» WHAT YOU NEED TO DO
Count every line below that contains "styles", then state the total with no other output.

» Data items
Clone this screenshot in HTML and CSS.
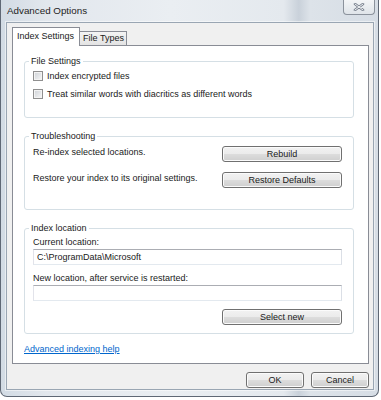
FILE: index.html
```html
<!DOCTYPE html>
<html lang="en">
<head>
  <meta charset="UTF-8" />
  <title>Advanced Options</title>
  <link rel="stylesheet" href="styles.css">
</head>
<body>
  <div class="window">
    <div class="titlebar">
      <span class="title">Advanced Options</span>
      <span class="close">
        <svg width="12" height="8" viewBox="0 0 12 8">
          <path d="M2 1 L10 7 M10 1 L2 7" stroke="#7b8390" stroke-width="2.6" stroke-linecap="round"/>
          <path d="M2 1 L10 7 M10 1 L2 7" stroke="#f4f6f8" stroke-width="1" stroke-linecap="round"/>
        </svg>
      </span>
    </div>

    <div class="client">
      <!-- tab strip -->
      <div class="tabs">
        <span class="tab tab-active">Index Settings</span>
        <span class="tab">File Types</span>
      </div>

      <div class="panel">
        <fieldset class="group group-files">
          <legend>File Settings</legend>
          <label class="check-row"><input type="checkbox">Index encrypted files</label>
          <label class="check-row"><input type="checkbox">Treat similar words with diacritics as different words</label>
        </fieldset>

        <fieldset class="group group-trouble">
          <legend>Troubleshooting</legend>
          <div class="action-row">
            <span class="action-text">Re-index selected locations.</span>
            <button class="btn btn-wide">Rebuild</button>
          </div>
          <div class="action-row">
            <span class="action-text">Restore your index to its original settings.</span>
            <button class="btn btn-wide">Restore Defaults</button>
          </div>
        </fieldset>

        <fieldset class="group group-location">
          <legend>Index location</legend>
          <div class="field-label">Current location:</div>
          <input class="field" type="text" value="C:\ProgramData\Microsoft">
          <div class="field-label">New location, after service is restarted:</div>
          <input class="field" type="text" value="">
          <div class="select-row">
            <button class="btn btn-wide">Select new</button>
          </div>
        </fieldset>

        <div class="help"><a href="#" class="help-link">Advanced indexing help</a></div>
      </div>

      <div class="footer">
        <button class="btn btn-small">OK</button>
        <button class="btn btn-small">Cancel</button>
      </div>
    </div>
  </div>
</body>
</html>
```

FILE: styles.css
```css
body {
  margin: 0;
  background: #ffffff;
  font-family: "Liberation Sans", Arial, sans-serif;
  font-size: 9px;
  color: #1a1a1a;
}

.window {
  box-sizing: border-box;
  width: 379px;
  height: 397px;
  padding: 0 4px 6px 5px;
  border: 1px solid #5f6875;
  border-top: none;
  border-radius: 0 0 7px 7px;
  display: flex;
  flex-direction: column;
  background: linear-gradient(90deg, #d2dbe4 0%, #e2e7ed 12%, #eaeef2 45%, #e4e9ee 75%, #c9d1da 79%, #dde3e9 82%, #d6dde5 100%);
}

.titlebar {
  height: 22px;
  display: flex;
  align-items: flex-start;
}

.title {
  margin: 5px 0 0 1px;
  font-size: 9.8px;
  line-height: 12px;
  color: #1e1e1e;
}

.close {
  box-sizing: border-box;
  margin-left: auto;
  margin-right: -1px;
  width: 32px;
  height: 15px;
  border: 1px solid #8b929c;
  border-top: none;
  border-radius: 0 0 4px 4px;
  background: linear-gradient(#f3f5f7, #dfe4e9);
  display: flex;
  align-items: center;
  justify-content: center;
}

.client {
  flex: 1;
  display: flex;
  flex-direction: column;
  padding: 4px 4px 0 5px;
  background: #f0f0f0;
  border: 1px solid #9aa6b3;
  box-shadow: 0 0 0 1px rgba(255, 255, 255, 0.5);
}

.tabs {
  display: flex;
  align-items: flex-end;
}

.tab {
  line-height: 12px;
  padding: 0 2px 1px 3px;
  border: 1px solid #898c95;
  border-left: none;
  border-bottom: none;
  background: linear-gradient(#f4f4f4, #e3e3e3);
}

.tab-active {
  position: relative;
  z-index: 1;
  padding: 2px 5px 4px 4px;
  margin-bottom: -1px;
  border-left: 1px solid #898c95;
  background: #ffffff;
}

.panel {
  width: 357px;
  box-sizing: border-box;
  padding: 8px 14px 8px 11px;
  background: #ffffff;
  border: 1px solid #898c95;
}

.group {
  margin: 0;
  min-width: 0;
  padding: 0 11px 15px 8px;
  border: 1px solid #d5dfe5;
  border-radius: 3px;
}

.group legend {
  padding: 0 2px;
  margin-left: -4px;
  line-height: 14px;
}

.group-trouble,
.group-location {
  margin-top: 11px;
}

.group-trouble {
  padding-top: 3px;
  padding-bottom: 21px;
}

.group-location {
  padding-top: 1px;
  padding-bottom: 8px;
}

.check-row {
  display: flex;
  align-items: center;
  height: 16px;
}

.check-row + .check-row {
  margin-top: 2px;
}

.check-row input {
  appearance: none;
  box-sizing: border-box;
  width: 10px;
  height: 10px;
  margin: 0 4px 0 0;
  border: 1px solid #8f8f8f;
  background: linear-gradient(135deg, #cdd1d6, #f7f7f7);
  box-shadow: inset 0 0 0 1px #f3f3f3;
}

.action-row {
  display: flex;
  justify-content: space-between;
  align-items: flex-start;
}

.action-row + .action-row {
  margin-top: 10px;
}

.action-text {
  line-height: 12px;
}

.btn {
  box-sizing: border-box;
  height: 16px;
  padding: 0;
  font-family: inherit;
  font-size: 9px;
  line-height: 14px;
  color: #1a1a1a;
  border: 1px solid #707070;
  border-radius: 3px;
  background: linear-gradient(#f2f2f2 0%, #ebebeb 50%, #dddddd 50%, #cfcfcf 100%);
  box-shadow: inset 0 0 0 1px #fbfbfb;
}

.btn-wide {
  width: 120px;
}

.btn-small {
  width: 58px;
}

.field-label {
  line-height: 12px;
}

.field {
  display: block;
  box-sizing: border-box;
  width: 100%;
  height: 16px;
  margin: 1px 0 7px;
  padding: 0 3px;
  font-family: inherit;
  font-size: 9px;
  color: #1a1a1a;
  border: 1px solid;
  border-color: #abadb3 #dbdfe6 #e3e9ef #e2e3ea;
  background: #ffffff;
}

.field + .field-label + .field {
  margin-bottom: 8px;
}

.select-row {
  display: flex;
  justify-content: flex-end;
}

.help {
  margin-top: 9px;
  line-height: 12px;
}

.help-link {
  color: #0066cc;
  text-decoration: underline;
}

.footer {
  display: flex;
  justify-content: flex-end;
  gap: 7px;
  margin-top: 8px;
}
```
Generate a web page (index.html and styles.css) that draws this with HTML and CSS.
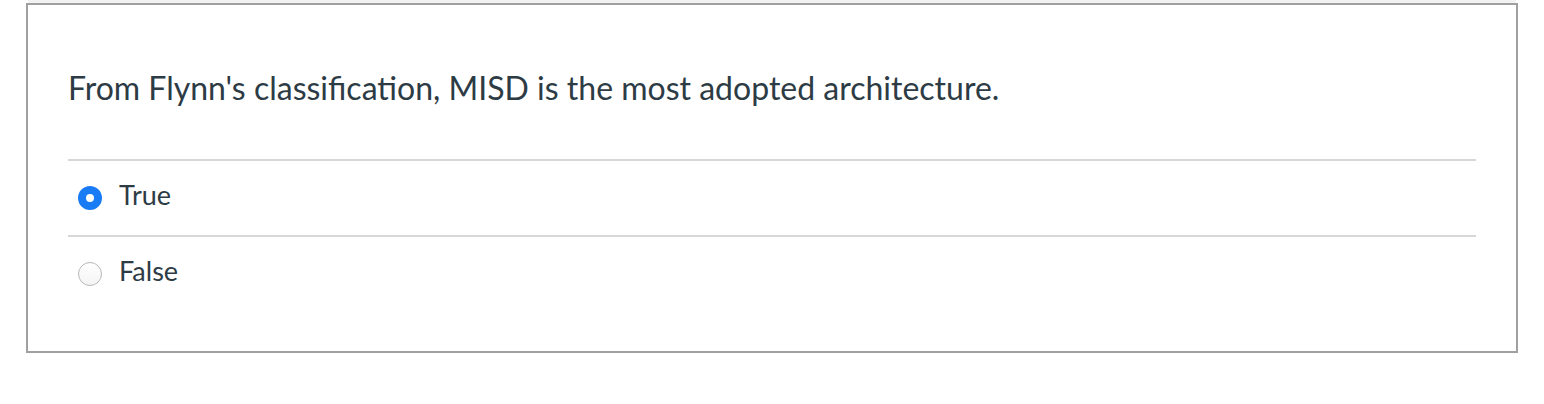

» PROBLEM SOLUTION
3